Nobody was in charge of the operation: a sad motto for our times?

I quote from the Economist’s leader on recent events in the UK banking sector:

….This debacle holds lessons for the way Britain regulates its banks. As Mr King pointed out, defending his performance in front of a House of Commons committee on September 20th, the law prevents the Bank either from staging a covert rescue operation or from engineering a swift takeover; and flaws in the protection of depositors mean that, once an overt rescue operation is under way, depositors will flee. Mr King defended the separation of powers between the Treasury, the Bank and the FSA, but he was wrong to. It has exacerbated the system’s flaws; nobody was in charge of the operation.

Nobody was in charge of the operation. 

Somehow, over the last decade or so, this has become true in so many places, in so many ways. Multinational organisations, governments, public sector companies, the private sector, everywhere. The story is the same. Quango-ed and committee-d to a point of gridlock, decisions are often glaringly visible only in their absence. Accountability becomes a word reserved for matrix charts and consultant-speak. And when something actually happens, almost everyone heads for the hills. A few remain to shoulder the blame and to mop up.

Nobody was in charge of the operation.

I saw a recent report in the UK suggesting that there’s been ballistic growth in the number of quangos here since 1997; the cost of such quangos was described at around £188 bn, which is over twice the NHS budget or, for that matter, the Defence budget. I hear that similar things are happening in many other parts of the developed world. [Who knows, maybe it’s time to come up with a new term “artificial employment”.]

Northern Rock. Katrina. Terrorist actions. Enron. Worldcom. Whatever else you want to add to the list. So many committees, so little time.

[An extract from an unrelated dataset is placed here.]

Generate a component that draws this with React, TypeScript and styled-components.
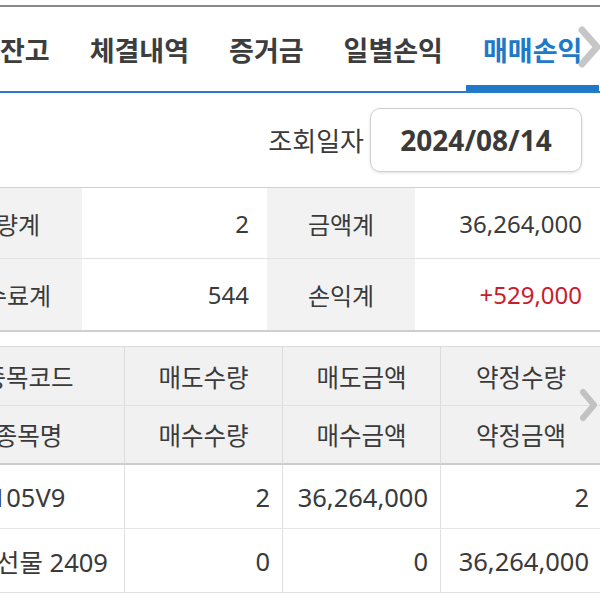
import React from 'react';
import styled, { createGlobalStyle } from 'styled-components';

const GlobalStyle = createGlobalStyle`
  body {
    margin: 0;
    overflow: hidden;
    background: #ffffff;
    font-family: 'Noto Sans', 'Noto Sans CJK KR', sans-serif;
    color: #3a3a3a;
  }
`;

const TABS = ['잔고', '체결내역', '증거금', '일별손익', '매매손익'];

const SUMMARY = [
  { label: '수량계', value: '2', label2: '금액계', value2: '36,264,000' },
  { label: '수수료계', value: '544', label2: '손익계', value2: '+529,000', profit: true },
];

const HEADERS = [
  ['종목코드', '매도수량', '매도금액', '약정수량'],
  ['종목명', '매수수량', '매수금액', '약정금액'],
];

const ROWS = [
  ['105V9', '2', '36,264,000', '2'],
  ['미니선물 2409', '0', '0', '36,264,000'],
];

function Chevron({ width, height }: { width: number; height: number }) {
  return (
    <svg width={width} height={height} viewBox={`0 0 ${width} ${height}`}>
      <polyline
        points={`4,4 ${width - 5},${height / 2} 4,${height - 4}`}
        fill="none"
        stroke="#c2c2c2"
        strokeWidth={width > 20 ? 7 : 6}
        strokeLinecap="round"
        strokeLinejoin="round"
      />
    </svg>
  );
}

export default function App() {
  return (
    <Page>
      <GlobalStyle />
      <TopRule />
      <TabBar>
        <TabRow>
          {TABS.map((tab, i) => (
            <TabItem key={tab} $active={i === TABS.length - 1}>
              {tab}
            </TabItem>
          ))}
        </TabRow>
        <TabArrow>
          <Chevron width={24} height={42} />
        </TabArrow>
      </TabBar>

      <DateRow>
        <DateLabel>조회일자</DateLabel>
        <DateBox>2024/08/14</DateBox>
      </DateRow>

      <SummaryTable>
        {SUMMARY.map((row) => (
          <React.Fragment key={row.label}>
            <SummaryLabel>{row.label}</SummaryLabel>
            <SummaryValue>{row.value}</SummaryValue>
            <SummaryLabel>{row.label2}</SummaryLabel>
            <SummaryValue $profit={row.profit}>{row.value2}</SummaryValue>
          </React.Fragment>
        ))}
      </SummaryTable>

      <TradeTable>
        {HEADERS.map((row, r) =>
          row.map((cell) => (
            <HeadCell key={cell} $last={r === HEADERS.length - 1}>
              {cell}
            </HeadCell>
          )),
        )}
        {ROWS.map((row) =>
          row.map((cell, c) => (
            <BodyCell key={`${row[0]}-${c}`} $first={c === 0}>
              {cell}
            </BodyCell>
          )),
        )}
        <TableArrow>
          <Chevron width={20} height={34} />
        </TableArrow>
      </TradeTable>
    </Page>
  );
}

const Page = styled.div`
  width: 600px;
  height: 600px;
  overflow: hidden;
`;

const TopRule = styled.div`
  height: 2px;
  margin-top: 5px;
  background: #8a8a8a;
`;

const TabBar = styled.div`
  position: relative;
  height: 84px;
  border-bottom: 2px solid #2a7bc6;
`;

const TabRow = styled.div`
  display: flex;
  gap: 0;
  height: 100%;
  margin-left: -17px;
`;

const TabItem = styled.div<{ $active?: boolean }>`
  display: flex;
  align-items: center;
  padding: 0 17px;
  margin-right: 6px;
  white-space: nowrap;
  font-size: 27px;
  font-weight: 700;
  color: ${({ $active }) => ($active ? '#1f78c8' : '#3d3d3d')};
  box-shadow: ${({ $active }) => ($active ? 'inset 0 -6px 0 #1f78c8' : 'none')};
`;

const TabArrow = styled.div`
  position: absolute;
  top: 19px;
  right: -2px;
  opacity: 0.92;
`;

const DateRow = styled.div`
  display: flex;
  align-items: center;
  justify-content: flex-end;
  gap: 6px;
  height: 94px;
  padding-right: 18px;
`;

const DateLabel = styled.span`
  font-size: 26px;
  color: #3a3a3a;
`;

const DateBox = styled.div`
  display: flex;
  align-items: center;
  justify-content: center;
  width: 210px;
  height: 62px;
  border: 1px solid #cfcfcf;
  border-radius: 10px;
  box-shadow: 0 1px 3px rgba(0, 0, 0, 0.12);
  font-size: 28px;
  font-weight: 700;
  color: #3a3a3a;
`;

const SummaryTable = styled.div`
  display: grid;
  grid-template-columns: 150px 185px 148px 185px;
  grid-auto-rows: 71px;
  width: 668px;
  margin-left: -68px;
  border-top: 1px solid #d0d0d0;
  border-bottom: 2px solid #cfcfcf;

  & > div:nth-child(-n + 4) {
    border-bottom: 1px solid #e2e2e2;
  }
`;

const SummaryLabel = styled.div`
  display: flex;
  align-items: center;
  justify-content: center;
  background: #f2f2f2;
  font-size: 24px;
  white-space: nowrap;
`;

const SummaryValue = styled.div<{ $profit?: boolean }>`
  display: flex;
  align-items: center;
  justify-content: flex-end;
  padding-right: 18px;
  font-size: 24px;
  color: ${({ $profit }) => ($profit ? '#c8202a' : '#3a3a3a')};
`;

const TradeTable = styled.div`
  position: relative;
  display: grid;
  grid-template-columns: 192px 158px 158px 160px;
  grid-template-rows: 59px 59px 64px 63px;
  width: 668px;
  margin-top: 14px;
  margin-left: -67px;
  border-top: 1px solid #dadada;
  border-bottom: 1px solid #e0e0e0;
`;

const HeadCell = styled.div<{ $last?: boolean }>`
  display: flex;
  align-items: center;
  justify-content: center;
  background: #f1f1f1;
  font-size: 24.5px;
  white-space: nowrap;
  border-right: 1px solid #dcdcdc;
  border-bottom: ${({ $last }) => ($last ? '2px solid #cdcdcd' : '1px solid #e0e0e0')};

  &:nth-child(4n) {
    border-right: none;
  }
`;

const BodyCell = styled.div<{ $first?: boolean }>`
  display: flex;
  align-items: center;
  justify-content: ${({ $first }) => ($first ? 'center' : 'flex-end')};
  padding-right: ${({ $first }) => ($first ? '0' : '12px')};
  font-size: 25.5px;
  white-space: nowrap;
  border-right: 1px solid #e0e0e0;
  border-bottom: 1px solid #e6e6e6;

  &:nth-child(4n) {
    border-right: none;
  }

  &:nth-last-child(-n + 5) {
    border-bottom: none;
  }
`;

const TableArrow = styled.div`
  position: absolute;
  top: 41px;
  right: 2px;
`;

We need to think hard about what’s happening. We seem to be sprouting whole armies of intermediaries everywhere, lost in the vegetation of modern jurisprudence and legislation, creating something far worse than just the nanny state; a state where it is no longer possible to lead or to “govern”. A domino-effect house of cards where so much effort is made to manage risk that the risks themselves intensify into something new and infinitely more dangerous.

Small print and get-out clauses overshadowing and dominating the space, drowning the valuable, yet vulnerable, voice of professional opinion.

Nobody was in charge of the operation. The natural consequence of our becoming ever more part of a world driven by The Risk Management of Everything. [I definitely need to catch up with Michael Power.]

4 thoughts on “Nobody was in charge of the operation: a sad motto for our times?”

  1. Is there anything new about this malady? Is it not just the latest incarnation of the “nobody’s fault” syndrome that dominated the logic behind the circumstances of LITTLE DORRIT? The only difference seems to be that, thanks to globalization, the syndrome now presents itself through transnational dynamics:

    http://therehearsalstudio.blogspot.com/2007/06/culture-murder.html

    Do you see the irony here, JP? Back when Kathy Sierra was receiving her death threats and I interpreted the circumstances as an argument that we had to get beyond “amateur” thinking about governance in cyberspace, you dismissed the suggestion in preference to a better understanding of identity. Now you bemoan the “state where it is no longer possible to lead or ‘govern.'” Could it be that the problem is not with those “whole armies of intermediaries” but with the amateurism of their work practices brought on by models of business processes that basically factor expertise out of the equation? Are we not all beginning to wake up to the consequences of what I have called “the world the Internet has made?”

    http://therehearsalstudio.blogspot.com/2007/07/can-anyone-do-anything-about-pathology.html

  2. Stephen, actually I don’t see the irony.

    We have fundamentally different perspectives on this. You abhor many things to do with the internet, with decentralised control, with amateurs. On the other hand, I have no time for centralised control, I love the web, and I think that many sins have been committed in the name of “expertise”.

    It seems to boil down to perceptions of control and of risk. You prefer oligopolies and risk aversion, I prefer democracies and risk appetite.

    You seem cynical, I don’t mind being called Utopian.

    I continue to be bemused by your willingness, almost obsession, to take a contrary position on pretty much anything I write.

    Imagine a student of yours taking a consistent contrary position on everything you said in your class. You see? It can only happen on the web.

    That’s what makes the web the web. As long as we don’t create micro-groupthink cabals, this is the right way.

  3. JP, back when I taught at the University of Pennsylvania, I encouraged my students to always seek out the consistent contrary position. It was what made the learning experience interesting for them (and the teaching experience interesting for me)! Since this was in the Engineering College, I did not bother to tell them that this was called “dialectical inquiry” or that it had been around since Socrates!

    The only thing I really abhor are blanket generalizations. I am cynical that so many of them fly around so freely, but I believe they should be challenged with skepticism rather than cynicism. As I mentioned when you were musing about experts and amateurs, it is almost an “obligation of reason” to view the assertions from both camps in the same skeptical light!